The Sunshine Act is a federal transparency law that requires drug and medical device companies to publicly report any payments they make to doctors, teaching hospitals, and other healthcare providers. Officially called the Physician Payments Sunshine Act, it was enacted as part of the Affordable Care Act in 2010 and is administered by the Centers for Medicare and Medicaid Services (CMS). The data is published in a free, searchable database called Open Payments, where anyone can look up a specific provider and see what financial relationships they have with industry.
Why the Law Exists
Pharmaceutical and medical device companies routinely pay healthcare providers for legitimate activities: consulting, speaking at conferences, conducting research, and participating in advisory boards. But these financial ties can also create conflicts of interest. A doctor who receives significant payments from a drug manufacturer might, consciously or not, favor that company’s products when making treatment decisions.
The Sunshine Act doesn’t ban these relationships. It makes them visible. The core idea is that patients, researchers, and journalists can check whether a provider has financial ties to companies whose products they prescribe or recommend. CMS describes the program as “one of many steps in the Affordable Care Act designed to create greater transparency in the health care market.”
Who Has to Report
The reporting obligation falls on two types of entities. The first is “applicable manufacturers,” meaning companies that produce drugs, devices, biological products, or medical supplies covered by Medicare, Medicaid, or the Children’s Health Insurance Program (CHIP). This includes companies that make the products and related entities under common ownership that help with marketing, promotion, or distribution. It does not include pure distributors or wholesalers that never hold title to the product.
The second group is group purchasing organizations (GPOs), which negotiate or arrange purchases of covered products on behalf of groups of healthcare providers. GPOs must report any ownership or investment interests that physicians or their immediate family members hold in the organization.
Who Receives Reported Payments
The law originally applied only to physicians and teaching hospitals. The SUPPORT Act later expanded the definition of “covered recipients” to include advanced practice providers, a category that brings in nurse practitioners, physician assistants, clinical nurse specialists, certified nurse anesthetists, and certified nurse midwives. If you fall into any of these groups and a manufacturer buys you lunch, pays you a consulting fee, or covers your travel to a conference, that transaction is reportable.
What Gets Reported
Manufacturers must categorize each payment into one of 18 specific categories.
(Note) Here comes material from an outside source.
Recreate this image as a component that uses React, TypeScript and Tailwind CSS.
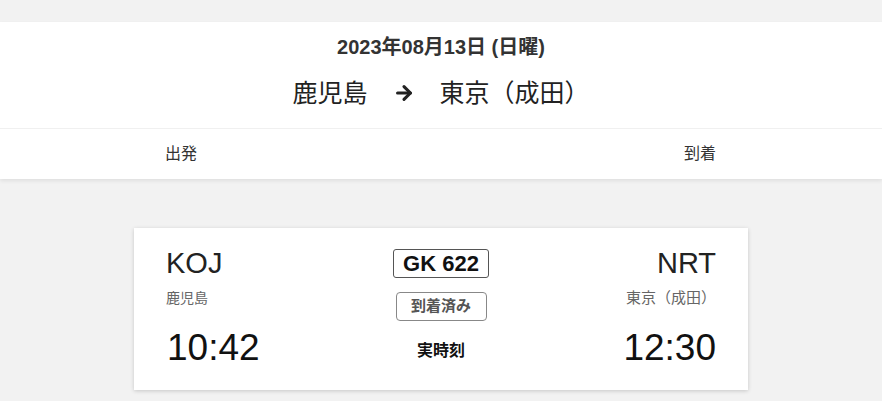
import { ArrowRight } from "lucide-react";

const font = "font-['Liberation_Sans','Noto_Sans_CJK_JP',sans-serif]";

export default function App() {
  return (
    <div className={`min-h-screen bg-[#f2f2f2] pt-[22px] ${font}`}>
      {/* header */}
      <div className="bg-white shadow-[0_2px_4px_rgba(0,0,0,0.08)]">
        <div className="h-[106px] flex flex-col items-center pt-[13px]">
          <div className="text-[20px] leading-6 font-bold text-[#333]">
            2023年08月13日 (日曜)
          </div>
          <div className="mt-[18px] flex items-center text-[25px] leading-8 text-[#222]">
            <span>鹿児島</span>
            <ArrowRight className="mx-[25px] w-[22px] h-[22px]" strokeWidth={3.4} />
            <span>東京（成田）</span>
          </div>
        </div>
        <div className="border-t border-[#f0f0f0]">
          <div className="max-w-[614px] mx-auto px-8 h-[50px] flex items-center justify-between text-[16px] text-[#333]">
            <span className="-ml-px">出発</span>
            <span>到着</span>
          </div>
        </div>
      </div>

      {/* flight card */}
      <div className="mt-[49px] w-[614px] mx-auto bg-white h-[162px] px-8 flex shadow-[0_1px_4px_rgba(0,0,0,0.18)]">
        <div className="flex-1 flex flex-col items-start pt-[19px]">
          <div className="text-[29px] leading-8 text-[#222]">KOJ</div>
          <div className="mt-[9px] text-[14px] leading-5 text-[#666]">鹿児島</div>
          <div className="mt-[20px] text-[37px] leading-10 text-[#111] pl-[1px]">10:42</div>
        </div>
        <div className="flex flex-col items-center pt-[21px]">
          <div className="h-[29px] px-[9px] flex items-center border border-[#555] rounded-[3px] text-[22px] font-bold text-[#111]">
            GK 622
          </div>
          <div className="mt-[14px] h-[29px] w-[91px] flex items-center justify-center border border-[#888] rounded-[4px] text-[15px] font-bold text-[#555]">
            到着済み
          </div>
          <div className="mt-[18px] text-[16px] leading-6 font-bold text-[#111]">実時刻</div>
        </div>
        <div className="flex-1 flex flex-col items-end pt-[19px]">
          <div className="text-[29px] leading-8 text-[#222]">NRT</div>
          <div className="mt-[9px] text-[15px] leading-5 text-[#666]">東京（成田）</div>
          <div className="mt-[20px] text-[37px] leading-10 text-[#111]">12:30</div>
        </div>
      </div>
    </div>
  );
}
These cover a broad range of financial interactions: consulting fees, compensation for speaking or serving on advisory boards, meals, travel and lodging, education, research grants, charitable contributions, royalties or licenses, entertainment, and gifts, among others. Dividends and other returns on investment are also reportable when a physician holds an ownership stake in a company.
Beyond direct payments, the law requires reporting of physician ownership and investment interests in manufacturing companies. Reports must include the dollar amount invested, the value and terms of the interest, and whether the stake is held by the physician directly or by an immediate family member. Any payments made to a physician who also holds an ownership interest get reported separately under the standard payment rules.
Reporting Thresholds
Not every dollar triggers a report. For the 2026 program year, individual payments below $13.82 are excluded. However, if the total value of all small payments to a single provider exceeds $138.13 in a calendar year, every payment must be reported, including the ones that fell below the per-transaction threshold. These thresholds are adjusted annually and tend to inch upward over time. In practice, the thresholds are low enough that even a few paid meals over the course of a year can cross the aggregate line.
How the Reporting Cycle Works
Manufacturers and GPOs collect data throughout the calendar year, from January 1 through December 31. The following year, they submit that data to CMS. Before the data goes public, covered recipients get a window to review, affirm, or dispute the information attributed to them. If a doctor believes a reported payment is inaccurate, they can flag it during this review period. CMS is required by law to publish the annual data by June 30 of the year after collection, making it available on the Open Payments website.
Penalties for Not Reporting
Companies that fail to report accurately, completely, or on time face civil monetary penalties of up to $1,000,000 per year (adjusted annually). CMS can audit reporting entities to verify compliance. The penalties apply to the manufacturers and GPOs, not to the healthcare providers who receive payments. Providers have no legal obligation to report under this law, though many professional organizations encourage them to review their Open Payments profiles for accuracy.
How to Use Open Payments
The Open Payments database is publicly accessible at openpaymentsdata.cms.gov. You can search by provider name, company name, or teaching hospital. Each result shows the type and dollar amount of every reported transaction. If your orthopedic surgeon received $50,000 in consulting fees from a joint implant manufacturer last year, that information is there.
Context matters when interpreting the data. A large research payment doesn’t necessarily mean a provider is biased. It could reflect legitimate scientific work. Similarly, a few reported meals at a medical conference are routine in the industry. The database is a starting point for understanding financial relationships, not a verdict on a provider’s integrity. But patterns can be telling: a provider who receives hundreds of thousands of dollars from a single company while heavily prescribing that company’s products is worth questioning.